牧野さん「さらされた個人は、さらした相手に対して民法709条の不法行為に基づく損害(精神的損害=慰謝料)の賠償、および、判例上、その差し止め(その掲載データの削除)を請求することが可能です。さらに、その人の評価をおとしめた場合、肖像権の侵害に加えて名誉毀損に基づく損害賠償請求も可能となります。ネット上の肖像権やプライバシー権侵害の場合は、おおむね10万~50万円前後ですが、名誉毀損に基づく損害賠償請求の場合には、評価をおとしめた程度にもよりますが、1000万円を超える場合もあります」

Q.ちなみに、路上にごみを捨てるなどの迷惑行為をした人について、監視カメラに写った姿をプリントし、現場近くに張りだして「さらす」行為は、法的責任を問われるでしょうか。

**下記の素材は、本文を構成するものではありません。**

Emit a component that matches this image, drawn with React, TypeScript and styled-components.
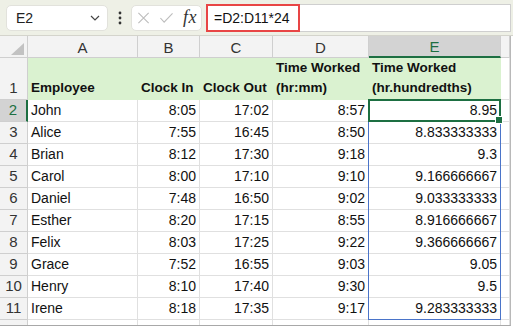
import React from 'react'
import styled, { createGlobalStyle, css } from 'styled-components'

const GREEN = '#1d6f42'
const GRID = '#e0e0e0'
const HEAD_LINE = '#cfcfcf'

const Global = createGlobalStyle`
  html, body { margin: 0; padding: 0; background: #fff; }
  body { font-family: "Liberation Sans", Arial, sans-serif; }
  * { box-sizing: border-box; }
`

const rows = [
  ['John', '8:05', '17:02', '8:57', '8.95'],
  ['Alice', '7:55', '16:45', '8:50', '8.833333333'],
  ['Brian', '8:12', '17:30', '9:18', '9.3'],
  ['Carol', '8:00', '17:10', '9:10', '9.166666667'],
  ['Daniel', '7:48', '16:50', '9:02', '9.033333333'],
  ['Esther', '8:20', '17:15', '8:55', '8.916666667'],
  ['Felix', '8:03', '17:25', '9:22', '9.366666667'],
  ['Grace', '7:52', '16:55', '9:03', '9.05'],
  ['Henry', '8:10', '17:40', '9:30', '9.5'],
  ['Irene', '8:18', '17:35', '9:17', '9.283333333'],
]

const cols = ['A', 'B', 'C', 'D', 'E']

const Page = styled.div`
  width: 513px;
  height: 327px;
  overflow: hidden;
  background: #fff;
`

const TopBar = styled.div`
  height: 36px;
  background: #eef0e6;
  border-bottom: 1px solid #d4d4cc;
  display: flex;
  align-items: center;
  padding: 0 2px 0 6px;
`

const NameBox = styled.div`
  width: 102px;
  height: 26px;
  background: #fff;
  border: 1px solid #e2e2dc;
  border-radius: 5px;
  display: flex;
  align-items: center;
  justify-content: space-between;
  padding: 0 6px 0 9px;
  font-size: 14px;
  color: #222;
`

const Dots = styled.div`
  width: 23px;
  display: flex;
  justify-content: center;
`

const FxBox = styled.div`
  width: 71px;
  height: 26px;
  background: #fff;
  border: 1px solid #e2e2dc;
  border-radius: 5px;
  display: flex;
  align-items: center;
  gap: 9px;
  padding: 0 4px 0 5px;
`

const Fx = styled.span`
  font-family: "Liberation Serif", "Times New Roman", serif;
  font-style: italic;
  font-size: 18px;
  color: #333;
  letter-spacing: 0.5px;
`

const FormulaBar = styled.div`
  flex: 1;
  height: 28px;
  margin-left: 4px;
  background: #fff;
  border: 1px solid #cfcfcf;
  border-left: none;
  display: flex;
  align-items: stretch;
`

const FormulaText = styled.div`
  width: 94px;
  margin: -1px 0;
  border: 2.5px solid #e84545;
  display: flex;
  align-items: center;
  padding-left: 6px;
  font-size: 14px;
  color: #111;
`

const Sheet = styled.div`
  position: relative;
  width: 511px;
  height: 290px;
  overflow: hidden;
  border-right: 1px solid #b8b8b8;
  border-bottom: 1px solid #a8a8a8;
  display: grid;
  grid-template-columns: 28px 110px 62px 73px 96px 132px 1fr;
  grid-template-rows: 22px 42px repeat(11, 22px);
`

const Corner = styled.div`
  background: #f3f3f3;
  border-right: 1px solid ${HEAD_LINE};
  border-bottom: 1px solid ${HEAD_LINE};
  display: flex;
  align-items: flex-end;
  justify-content: flex-end;
  padding: 0 3px 2px 0;
`

const ColHead = styled.div<{ $active?: boolean }>`
  background: ${p => (p.$active ? '#d3d3d3' : '#f3f3f3')};
  color: ${p => (p.$active ? GREEN : '#333')};
  border-right: 1px solid ${HEAD_LINE};
  border-bottom: ${p => (p.$active ? `2px solid ${GREEN}` : `1px solid ${HEAD_LINE}`)};
  font-size: 15px;
  display: flex;
  align-items: center;
  justify-content: center;
  padding-top: 1px;
`

const RowHead = styled.div<{ $active?: boolean; $clipped?: boolean }>`
  background: ${p => (p.$active ? '#d3d3d3' : '#f3f3f3')};
  color: ${p => (p.$active ? GREEN : '#333')};
  border-right: ${p => (p.$active ? `2px solid ${GREEN}` : `1px solid ${HEAD_LINE}`)};
  border-bottom: 1px solid ${HEAD_LINE};
  font-size: 15px;
  display: flex;
  align-items: ${p => (p.$clipped ? 'flex-start' : 'flex-end')};
  justify-content: center;
  padding: ${p => (p.$clipped ? '3px 0 0' : '0 0 2px')};
  line-height: 18px;
`

const Cell = styled.div<{ $num?: boolean; $head?: boolean }>`
  border-right: 1px solid ${GRID};
  border-bottom: 1px solid ${GRID};
  font-size: 14px;
  color: #111;
  white-space: nowrap;
  overflow: hidden;
  display: flex;
  align-items: flex-end;
  justify-content: ${p => (p.$num ? 'flex-end' : 'flex-start')};
  padding: 0 3px 1px;
  line-height: 19px;
  ${p =>
    p.$head &&
    css`
      background: #daf2d0;
      border-color: #daf2d0;
      font-weight: bold;
      font-size: 13.5px;
      white-space: normal;
      line-height: 20px;
      padding-bottom: 1px;
    `}
`

const SpillRange = styled.div`
  position: absolute;
  inset: -1px 0 0 -1px;
  grid-column: 6 / 7;
  grid-row: 3 / 13;
  border: 1px solid #4a74c9;
  pointer-events: none;
  z-index: 1;
`

const ActiveCell = styled.div`
  position: absolute;
  inset: -1px 0 0 -1px;
  grid-column: 6 / 7;
  grid-row: 3 / 4;
  border: 2px solid ${GREEN};
  z-index: 2;
  &::after {
    content: '';
    position: absolute;
    right: -4px;
    bottom: -4px;
    width: 6px;
    height: 6px;
    background: ${GREEN};
    border: 1px solid #fff;
  }
`

const Chevron = () => (
  <svg width="12" height="8" viewBox="0 0 12 8">
    <path d="M2 2 L6 6 L10 2" fill="none" stroke="#444" strokeWidth="1.2" />
  </svg>
)

const VDots = () => (
  <svg width="4" height="14" viewBox="0 0 4 14">
    <circle cx="2" cy="2" r="1.4" fill="#333" />
    <circle cx="2" cy="7" r="1.4" fill="#333" />
    <circle cx="2" cy="12" r="1.4" fill="#333" />
  </svg>
)

const Cross = () => (
  <svg width="14" height="14" viewBox="0 0 14 14">
    <path d="M1.5 1.5 L12.5 12.5 M12.5 1.5 L1.5 12.5" stroke="#bdbdbd" strokeWidth="1.2" fill="none" />
  </svg>
)

const Check = () => (
  <svg width="16" height="14" viewBox="0 0 16 14">
    <path d="M1.5 7 L5.5 11.5 L14.5 2" stroke="#bdbdbd" strokeWidth="1.2" fill="none" />
  </svg>
)

const CornerTriangle = () => (
  <svg width="13" height="12" viewBox="0 0 13 12">
    <path d="M13 0 L13 12 L0 12 Z" fill="#c2c2c2" />
  </svg>
)

export default function App() {
  return (
    <>
      <Global />
      <Page>
        <TopBar>
          <NameBox>
            <span>E2</span>
            <Chevron />
          </NameBox>
          <Dots>
            <VDots />
          </Dots>
          <FxBox>
            <Cross />
            <Check />
            <Fx>fx</Fx>
          </FxBox>
          <FormulaBar>
            <FormulaText>=D2:D11*24</FormulaText>
          </FormulaBar>
        </TopBar>
        <Sheet>
          <Corner>
            <CornerTriangle />
          </Corner>
          {cols.map(c => (
            <ColHead key={c} $active={c === 'E'}>
              {c}
            </ColHead>
          ))}
          <ColHead />

          <RowHead>1</RowHead>
          <Cell $head>Employee</Cell>
          <Cell $head>Clock In</Cell>
          <Cell $head>Clock Out</Cell>
          <Cell $head>Time Worked (hr:mm)</Cell>
          <Cell $head>Time Worked (hr.hundredths)</Cell>
          <Cell />

          {rows.map((r, i) => (
            <React.Fragment key={r[0]}>
              <RowHead $active={i === 0}>{i + 2}</RowHead>
              <Cell>{r[0]}</Cell>
              <Cell $num>{r[1]}</Cell>
              <Cell $num>{r[2]}</Cell>
              <Cell $num>{r[3]}</Cell>
              <Cell $num>{r[4]}</Cell>
              <Cell />
            </React.Fragment>
          ))}

          <RowHead $clipped>12</RowHead>
          {[...cols, 'F'].map(c => (
            <Cell key={c} />
          ))}

          <SpillRange />
          <ActiveCell />
        </Sheet>
      </Page>
    </>
  )
}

牧野さん「SNS上にさらすのと同様に、公衆(不特定多数)へさらすことになるので、理論的には民事上の損害賠償責任が発生する可能性がありますが、張りだしによる損害は軽微と思われ、どこまで損害が認められるか難しいケースです。また、そもそも加害者(さらした人)を特定することができなければ、民事上の損害賠償責任を追及することは難しいでしょう」

(オトナンサー編集部)

牧野和夫(まきの・かずお)

弁護士(日・米ミシガン州)・弁理士

1981年早稲田大学法学部卒、1991年ジョージタウン大学ロースクール法学修士号、1992年米ミシガン州弁護士登録、2006年弁護士・弁理士登録。いすゞ自動車課長・審議役、アップルコンピュータ法務部長、Business Software Alliance(BSA)日本代表事務局長、内閣司法制度改革推進本部法曹養成検討会委員、国士舘大学法学部教授、尚美学園大学大学院客員教授、東京理科大学大学院客員教授を歴任し、現在に至る。専門は国際取引法、知的財産権、ライセンス契約、デジタルコンテンツ、インターネット法、企業法務、製造物責任、IT法務全般、個人情報保護法、法務・知財戦略、一般民事・刑事。